* **Directions for this task**:
Find every line in the records below that contains the word "index", and copy each such line.

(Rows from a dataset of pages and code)
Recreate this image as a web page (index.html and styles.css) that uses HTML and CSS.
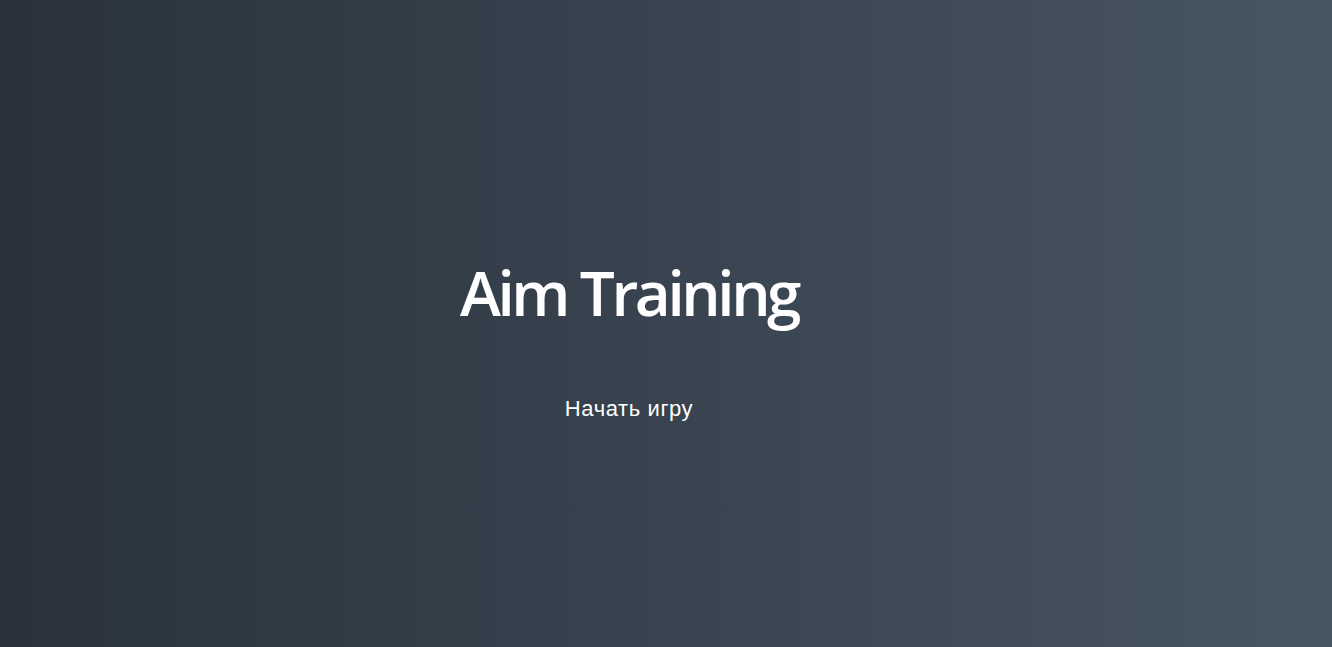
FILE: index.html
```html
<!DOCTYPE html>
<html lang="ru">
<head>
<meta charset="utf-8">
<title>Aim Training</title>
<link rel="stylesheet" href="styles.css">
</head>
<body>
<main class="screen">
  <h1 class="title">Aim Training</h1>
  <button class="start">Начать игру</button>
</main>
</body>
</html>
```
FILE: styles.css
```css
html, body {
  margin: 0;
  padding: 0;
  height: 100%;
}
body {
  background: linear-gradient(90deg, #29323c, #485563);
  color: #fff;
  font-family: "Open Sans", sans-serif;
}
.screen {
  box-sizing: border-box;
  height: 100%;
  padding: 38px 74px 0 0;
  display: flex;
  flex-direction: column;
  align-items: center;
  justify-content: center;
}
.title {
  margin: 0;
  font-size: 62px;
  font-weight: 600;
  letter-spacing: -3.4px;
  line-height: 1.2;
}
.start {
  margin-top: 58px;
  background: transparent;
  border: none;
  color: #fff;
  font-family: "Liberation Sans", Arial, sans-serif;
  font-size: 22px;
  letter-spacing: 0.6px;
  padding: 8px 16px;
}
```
==
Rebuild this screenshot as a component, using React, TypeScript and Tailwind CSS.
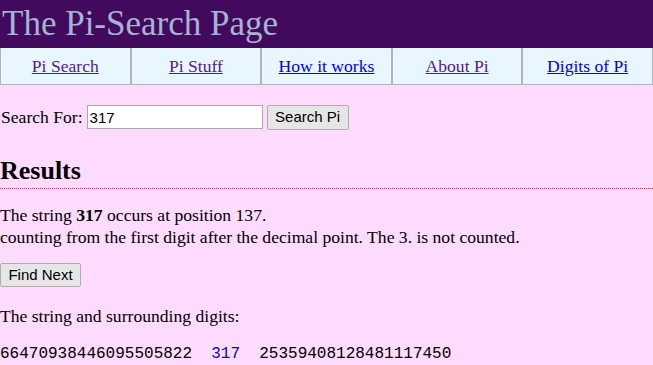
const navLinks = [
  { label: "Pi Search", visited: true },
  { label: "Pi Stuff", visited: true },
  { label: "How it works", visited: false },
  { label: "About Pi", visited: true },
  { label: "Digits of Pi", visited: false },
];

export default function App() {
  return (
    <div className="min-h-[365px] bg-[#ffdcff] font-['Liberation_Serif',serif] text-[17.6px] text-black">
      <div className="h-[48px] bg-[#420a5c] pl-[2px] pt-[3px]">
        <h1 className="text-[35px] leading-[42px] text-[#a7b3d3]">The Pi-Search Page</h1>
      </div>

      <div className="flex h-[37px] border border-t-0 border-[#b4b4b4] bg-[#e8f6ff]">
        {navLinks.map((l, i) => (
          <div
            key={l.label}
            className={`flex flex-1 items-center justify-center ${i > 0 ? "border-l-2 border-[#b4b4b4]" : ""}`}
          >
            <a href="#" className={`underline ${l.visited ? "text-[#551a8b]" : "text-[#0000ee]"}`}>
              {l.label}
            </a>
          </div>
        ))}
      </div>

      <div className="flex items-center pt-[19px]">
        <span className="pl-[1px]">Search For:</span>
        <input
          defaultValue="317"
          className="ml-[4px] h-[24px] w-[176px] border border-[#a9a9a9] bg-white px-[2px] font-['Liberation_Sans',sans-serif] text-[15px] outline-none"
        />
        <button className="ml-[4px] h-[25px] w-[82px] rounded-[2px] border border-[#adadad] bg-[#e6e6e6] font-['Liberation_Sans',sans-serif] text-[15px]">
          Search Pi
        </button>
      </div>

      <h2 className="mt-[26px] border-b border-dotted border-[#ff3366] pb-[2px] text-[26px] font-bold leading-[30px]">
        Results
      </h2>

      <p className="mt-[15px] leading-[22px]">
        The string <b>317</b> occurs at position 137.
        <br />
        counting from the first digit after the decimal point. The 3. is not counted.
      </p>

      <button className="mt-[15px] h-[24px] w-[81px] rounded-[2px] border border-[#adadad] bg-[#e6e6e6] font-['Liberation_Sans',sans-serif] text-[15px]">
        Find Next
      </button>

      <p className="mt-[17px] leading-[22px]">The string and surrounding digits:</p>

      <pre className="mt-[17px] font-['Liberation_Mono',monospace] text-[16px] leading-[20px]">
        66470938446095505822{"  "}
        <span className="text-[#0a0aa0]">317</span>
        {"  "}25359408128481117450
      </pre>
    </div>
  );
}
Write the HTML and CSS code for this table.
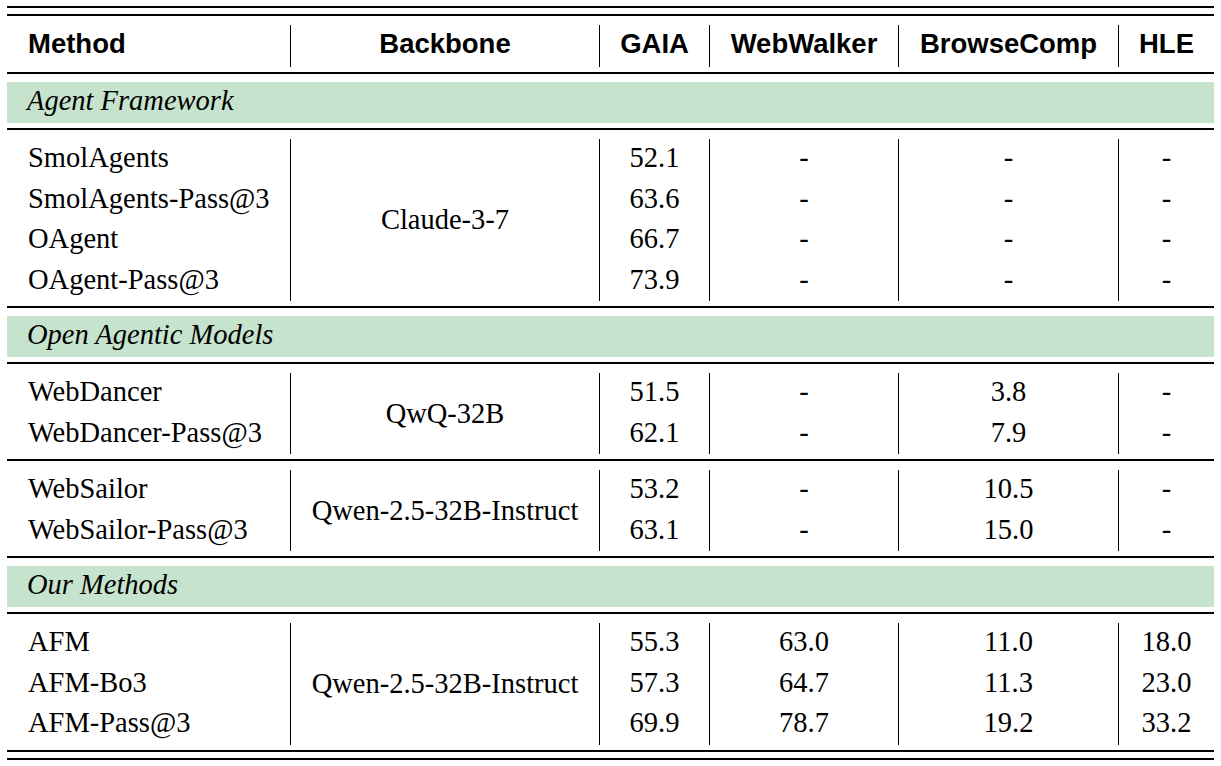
* * *
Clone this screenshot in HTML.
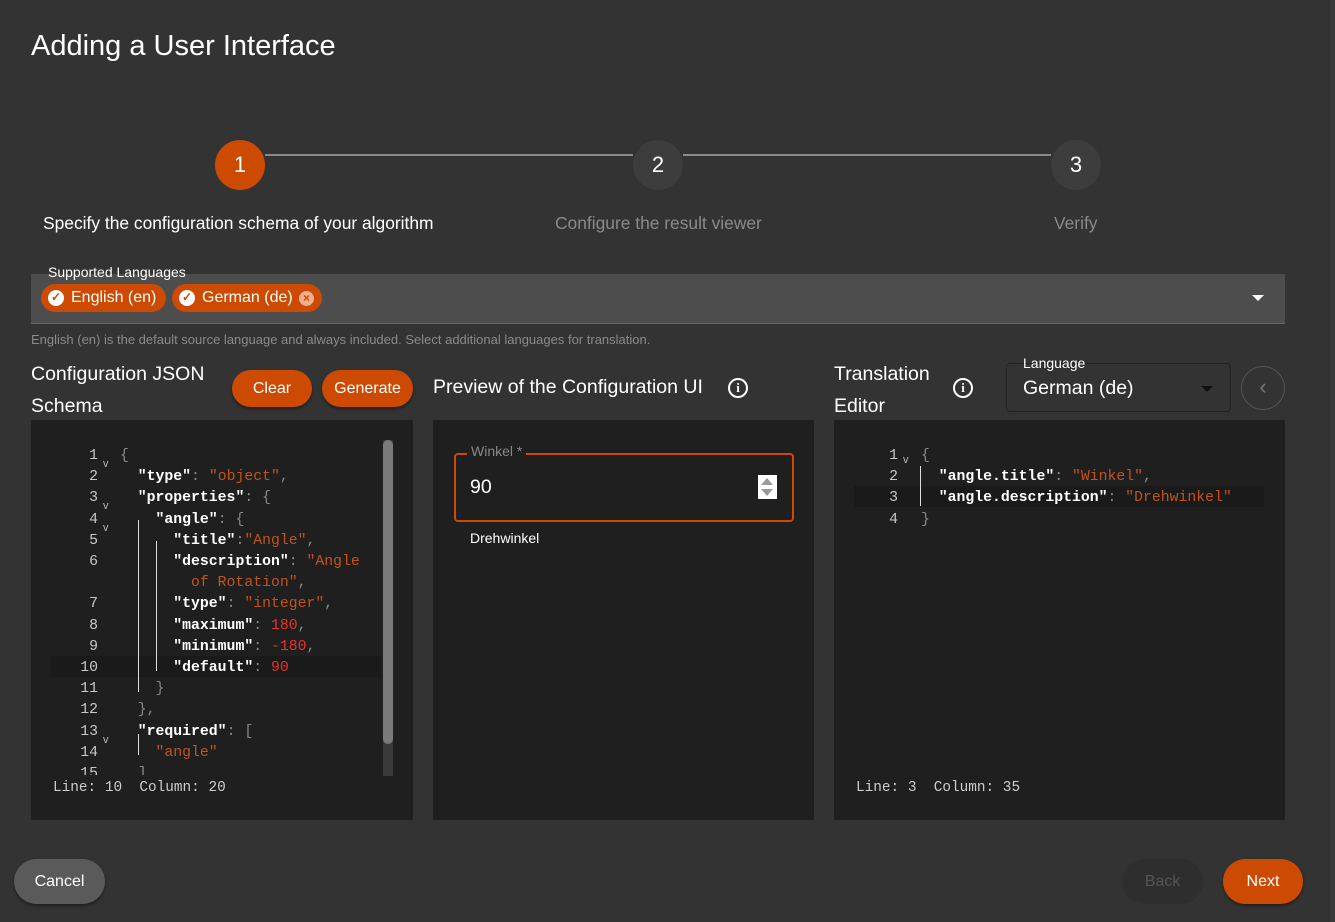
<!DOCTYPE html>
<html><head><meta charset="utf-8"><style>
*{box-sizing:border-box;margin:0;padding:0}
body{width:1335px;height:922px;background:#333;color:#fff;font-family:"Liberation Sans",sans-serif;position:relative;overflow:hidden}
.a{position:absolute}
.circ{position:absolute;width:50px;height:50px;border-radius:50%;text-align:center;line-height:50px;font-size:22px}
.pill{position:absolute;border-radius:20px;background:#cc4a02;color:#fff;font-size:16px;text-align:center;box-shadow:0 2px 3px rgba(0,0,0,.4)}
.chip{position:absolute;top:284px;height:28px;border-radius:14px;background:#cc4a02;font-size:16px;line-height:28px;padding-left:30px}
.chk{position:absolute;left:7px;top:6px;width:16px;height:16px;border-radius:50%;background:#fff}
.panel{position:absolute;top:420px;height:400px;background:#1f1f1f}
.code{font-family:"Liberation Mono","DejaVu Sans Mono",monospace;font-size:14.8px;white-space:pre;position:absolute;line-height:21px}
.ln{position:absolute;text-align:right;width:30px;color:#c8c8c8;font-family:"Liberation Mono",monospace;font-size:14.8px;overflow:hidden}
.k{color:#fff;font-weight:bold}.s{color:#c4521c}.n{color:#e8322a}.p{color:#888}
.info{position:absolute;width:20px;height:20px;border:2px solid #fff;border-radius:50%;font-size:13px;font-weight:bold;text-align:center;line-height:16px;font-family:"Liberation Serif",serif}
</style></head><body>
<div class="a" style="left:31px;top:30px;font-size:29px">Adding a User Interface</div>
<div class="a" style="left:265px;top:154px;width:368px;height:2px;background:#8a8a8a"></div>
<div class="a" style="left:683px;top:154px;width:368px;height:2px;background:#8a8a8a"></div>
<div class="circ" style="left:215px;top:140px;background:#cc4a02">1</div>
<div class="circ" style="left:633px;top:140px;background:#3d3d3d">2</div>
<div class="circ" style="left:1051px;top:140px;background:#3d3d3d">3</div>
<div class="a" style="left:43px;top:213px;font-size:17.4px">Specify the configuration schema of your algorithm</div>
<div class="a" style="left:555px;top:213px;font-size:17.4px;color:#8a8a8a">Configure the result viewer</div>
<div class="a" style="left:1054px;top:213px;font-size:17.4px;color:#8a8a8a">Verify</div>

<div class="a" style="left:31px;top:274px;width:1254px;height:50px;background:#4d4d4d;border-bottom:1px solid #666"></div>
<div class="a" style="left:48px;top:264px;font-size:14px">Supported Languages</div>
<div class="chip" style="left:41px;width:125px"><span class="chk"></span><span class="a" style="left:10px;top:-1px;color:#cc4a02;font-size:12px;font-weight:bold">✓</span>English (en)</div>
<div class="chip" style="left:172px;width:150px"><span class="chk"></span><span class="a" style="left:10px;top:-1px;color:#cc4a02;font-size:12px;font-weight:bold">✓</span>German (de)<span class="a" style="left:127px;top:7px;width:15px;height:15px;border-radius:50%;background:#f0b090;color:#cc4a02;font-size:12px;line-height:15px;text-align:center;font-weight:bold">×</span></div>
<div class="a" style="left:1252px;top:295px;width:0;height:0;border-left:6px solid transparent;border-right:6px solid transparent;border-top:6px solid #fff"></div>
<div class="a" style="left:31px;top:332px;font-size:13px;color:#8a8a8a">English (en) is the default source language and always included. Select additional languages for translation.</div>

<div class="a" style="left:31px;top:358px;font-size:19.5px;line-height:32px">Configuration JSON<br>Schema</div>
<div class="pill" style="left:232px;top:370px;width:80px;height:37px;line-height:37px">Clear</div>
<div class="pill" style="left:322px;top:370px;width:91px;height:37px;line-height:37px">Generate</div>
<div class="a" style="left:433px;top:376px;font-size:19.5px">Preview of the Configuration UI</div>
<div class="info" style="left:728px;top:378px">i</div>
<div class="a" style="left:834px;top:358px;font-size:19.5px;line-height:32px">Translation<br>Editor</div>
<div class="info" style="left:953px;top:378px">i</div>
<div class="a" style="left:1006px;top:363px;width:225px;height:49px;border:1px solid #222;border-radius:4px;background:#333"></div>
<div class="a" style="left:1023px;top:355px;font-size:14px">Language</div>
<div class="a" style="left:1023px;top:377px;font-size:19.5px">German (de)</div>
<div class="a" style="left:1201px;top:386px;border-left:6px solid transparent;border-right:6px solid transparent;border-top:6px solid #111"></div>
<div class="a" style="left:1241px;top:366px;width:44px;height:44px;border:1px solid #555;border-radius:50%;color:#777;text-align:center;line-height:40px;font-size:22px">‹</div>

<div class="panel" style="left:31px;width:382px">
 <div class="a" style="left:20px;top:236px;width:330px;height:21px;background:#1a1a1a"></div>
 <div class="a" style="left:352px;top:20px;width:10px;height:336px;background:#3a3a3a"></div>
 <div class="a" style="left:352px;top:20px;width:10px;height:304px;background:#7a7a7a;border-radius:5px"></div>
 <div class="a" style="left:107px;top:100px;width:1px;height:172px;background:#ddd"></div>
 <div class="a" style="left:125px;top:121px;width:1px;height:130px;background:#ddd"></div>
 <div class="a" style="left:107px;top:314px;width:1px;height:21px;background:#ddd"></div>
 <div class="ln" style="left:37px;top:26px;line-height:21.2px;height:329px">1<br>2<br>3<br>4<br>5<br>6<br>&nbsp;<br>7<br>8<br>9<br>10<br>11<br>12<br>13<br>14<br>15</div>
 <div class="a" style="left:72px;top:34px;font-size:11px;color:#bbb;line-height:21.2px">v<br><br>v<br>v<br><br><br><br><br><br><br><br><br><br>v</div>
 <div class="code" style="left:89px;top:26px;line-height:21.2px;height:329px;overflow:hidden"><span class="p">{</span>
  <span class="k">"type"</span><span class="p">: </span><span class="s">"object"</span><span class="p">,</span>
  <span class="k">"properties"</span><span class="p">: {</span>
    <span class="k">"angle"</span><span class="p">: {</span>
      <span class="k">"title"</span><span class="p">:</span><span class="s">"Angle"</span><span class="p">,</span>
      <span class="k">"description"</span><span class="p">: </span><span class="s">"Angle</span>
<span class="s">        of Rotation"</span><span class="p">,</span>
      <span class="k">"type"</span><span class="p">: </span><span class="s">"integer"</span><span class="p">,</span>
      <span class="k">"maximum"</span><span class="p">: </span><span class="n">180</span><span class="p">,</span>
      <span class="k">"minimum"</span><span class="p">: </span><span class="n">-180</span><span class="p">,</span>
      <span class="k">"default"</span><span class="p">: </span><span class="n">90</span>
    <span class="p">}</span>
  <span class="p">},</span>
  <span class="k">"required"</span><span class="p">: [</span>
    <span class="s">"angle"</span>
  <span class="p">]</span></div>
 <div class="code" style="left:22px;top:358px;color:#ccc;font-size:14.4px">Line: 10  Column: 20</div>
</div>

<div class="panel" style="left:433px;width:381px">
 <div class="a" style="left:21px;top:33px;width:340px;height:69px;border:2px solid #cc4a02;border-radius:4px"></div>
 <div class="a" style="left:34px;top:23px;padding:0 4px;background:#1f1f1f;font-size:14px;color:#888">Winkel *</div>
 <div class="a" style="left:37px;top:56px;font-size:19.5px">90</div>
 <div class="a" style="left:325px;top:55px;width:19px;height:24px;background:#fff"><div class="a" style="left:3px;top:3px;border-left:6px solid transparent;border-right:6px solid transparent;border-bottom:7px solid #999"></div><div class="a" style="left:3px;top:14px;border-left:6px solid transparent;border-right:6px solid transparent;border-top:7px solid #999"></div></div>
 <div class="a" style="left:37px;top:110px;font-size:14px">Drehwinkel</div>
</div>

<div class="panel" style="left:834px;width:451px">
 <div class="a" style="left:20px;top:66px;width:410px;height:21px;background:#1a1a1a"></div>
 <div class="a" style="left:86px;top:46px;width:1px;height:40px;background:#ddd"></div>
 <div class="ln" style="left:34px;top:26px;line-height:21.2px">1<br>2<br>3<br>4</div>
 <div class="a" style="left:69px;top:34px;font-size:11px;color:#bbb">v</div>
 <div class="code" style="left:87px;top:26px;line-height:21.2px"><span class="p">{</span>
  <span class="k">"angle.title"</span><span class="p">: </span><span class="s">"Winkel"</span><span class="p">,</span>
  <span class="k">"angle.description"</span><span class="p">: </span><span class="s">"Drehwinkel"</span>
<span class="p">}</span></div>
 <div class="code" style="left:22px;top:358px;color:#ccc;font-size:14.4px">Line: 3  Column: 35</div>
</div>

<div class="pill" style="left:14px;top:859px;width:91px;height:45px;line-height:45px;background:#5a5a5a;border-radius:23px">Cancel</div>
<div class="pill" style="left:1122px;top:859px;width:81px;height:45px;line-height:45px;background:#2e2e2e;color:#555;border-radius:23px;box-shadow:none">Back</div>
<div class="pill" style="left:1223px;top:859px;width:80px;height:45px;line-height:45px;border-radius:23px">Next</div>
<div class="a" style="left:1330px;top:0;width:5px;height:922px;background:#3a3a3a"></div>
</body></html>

* **Reply**:
Recreate this image as a web page (index.html and styles.css) that uses HTML and CSS.
FILE: index.html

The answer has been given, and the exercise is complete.